No. Employers may not negatively consider veteran status when making hiring, firing or other employment related decisions, except in cases when veteran hiring preference is allowed or required by law, such as in employment at the state or federal level, depending on the position. Employers are also prohibited from discrimination in compensation and other terms of employment based on veteran or military status.
Q. When do employers need to be in full compliance of the new jurisdiction?
The statute has no phase-in period. Covered entities should begin to comply immediately.
Q. Will this law require that an employer hire a certain number of veterans?
Hiring practices must not discriminate based on veteran or military status to prevent a company from hiring veterans. The Washington State Human Rights Commission encourages diverse and inclusive hiring practices.

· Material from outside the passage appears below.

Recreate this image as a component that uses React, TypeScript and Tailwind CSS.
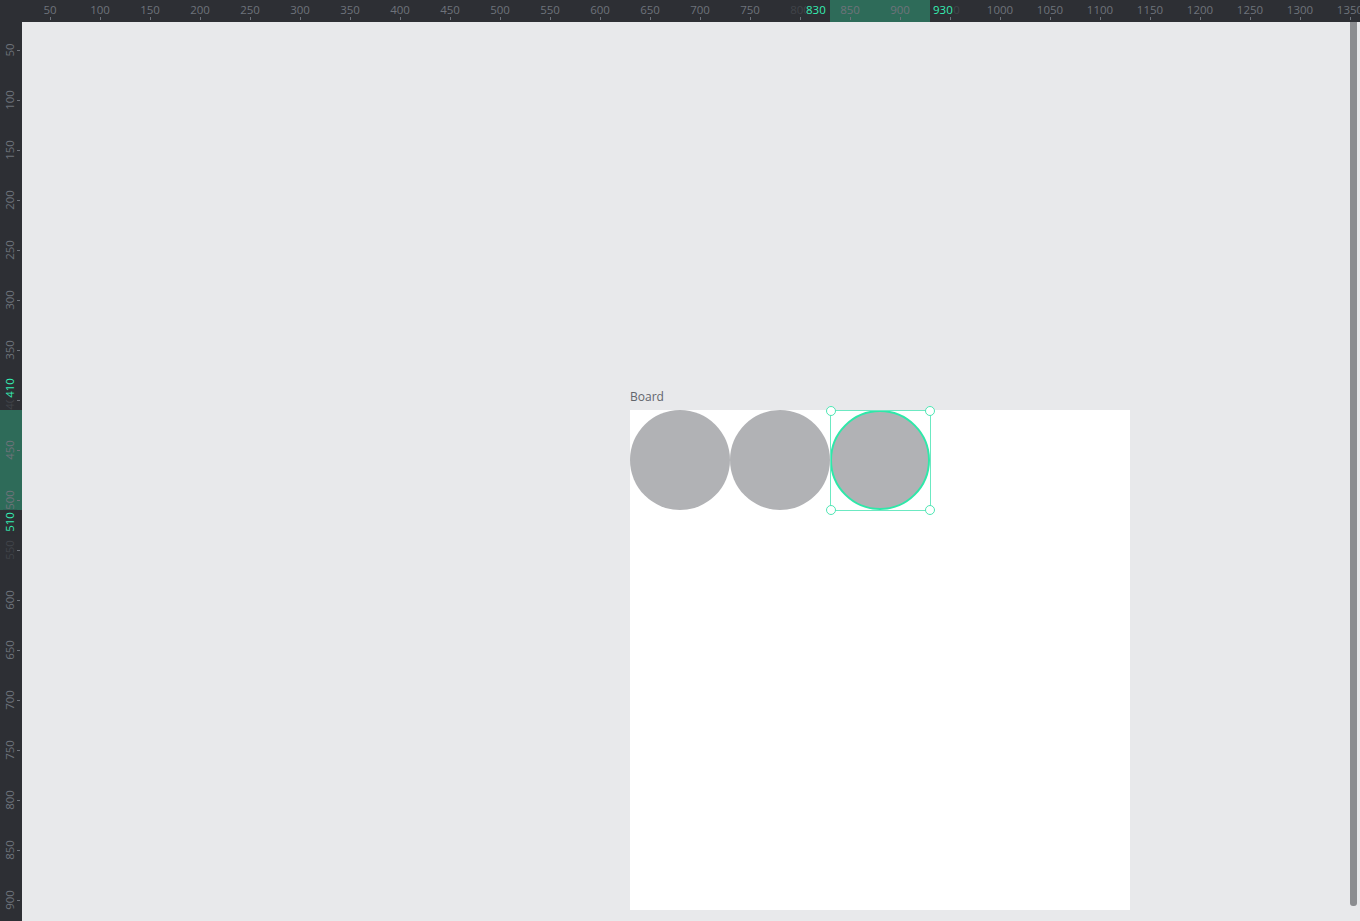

Q. Does the new jurisdiction cover harassment by co-workers?
The new statute does cover harassment by co-workers that the employer knows or should have known about, and that creates a hostile working environment for the victimized employee. To determine whether a hostile working environment exists, we would look at such factors as severity, pervasiveness, egregiousness, and frequency of the adverse acts, and whether they were based on the victim's veteran or military status.
The type of working environment is also important. In some types of workplaces, everyone treats everyone else with raw and crude language. We would also look to see if the conditions of work had been changed by the harassment, and whether the employer had taken appropriate action to stop the harassment. Employers should also have anti-discrimination policies in place, and implement and monitor them.
Q. As an employer, what else should I know about veteran and military status discrimination?
During the war in Iraq and Afghanistan, more veterans are returning to the United States with disabilities such as traumatic brain injury and Post-Traumatic Stress Disorder, or PTSD. While people with these disabilities do not necessarily show physical signs of injury, these conditions are still considered disabilities under the Washington Law Against Discrimination (WLAD), RCW 49.60. The WLAD also prohibits discrimination based on disability. Therefore, employers should not discriminate against those returning home from war or other military service based on veteran status or disability status.
Q. What financial penalties can be brought against employers for allowing harassment or discriminatory behavior against employees because of their veteran status? Generally, is one awarded lost wages or is there a financial penalty that people can bring to bear?
When our cases are adjudicated by administrative law judges, and a finding of discrimination is made, a wide range of penalties can be imposed by the judge. We should be able to pursue almost any remedy available at the federal court level under WAC 162-08-298 except the degree of general damages. See also RCW 49.60.250(6) and (7). General damages are limited: the WAC rule cited above prohibits punitive damages and the statute puts a $10,000 limit on humiliation damages. RCW 49.60.250(5). Other than that, the WSHRC should be able to pursue a range of employment "make whole" remedies, such as back wages, front wages, policy change, promotion, hire or reinstatement, accrued leave or other lost benefits, non-retaliation, and ceasing and desisting illegal acts and implementation of policies.
Our state law states that we are to be primarily concerned with achieving systemic changes in discriminatory policies and practices. In many cases where we find discrimination or where a case settles due to pre-finding settlement, the complainant does receive some money. However, the amounts are rarely of the very large size that people read about in the newspapers.
We often seek policy and practice changes by covered entities in settlements, and training for supervisors and managers on civil rights law.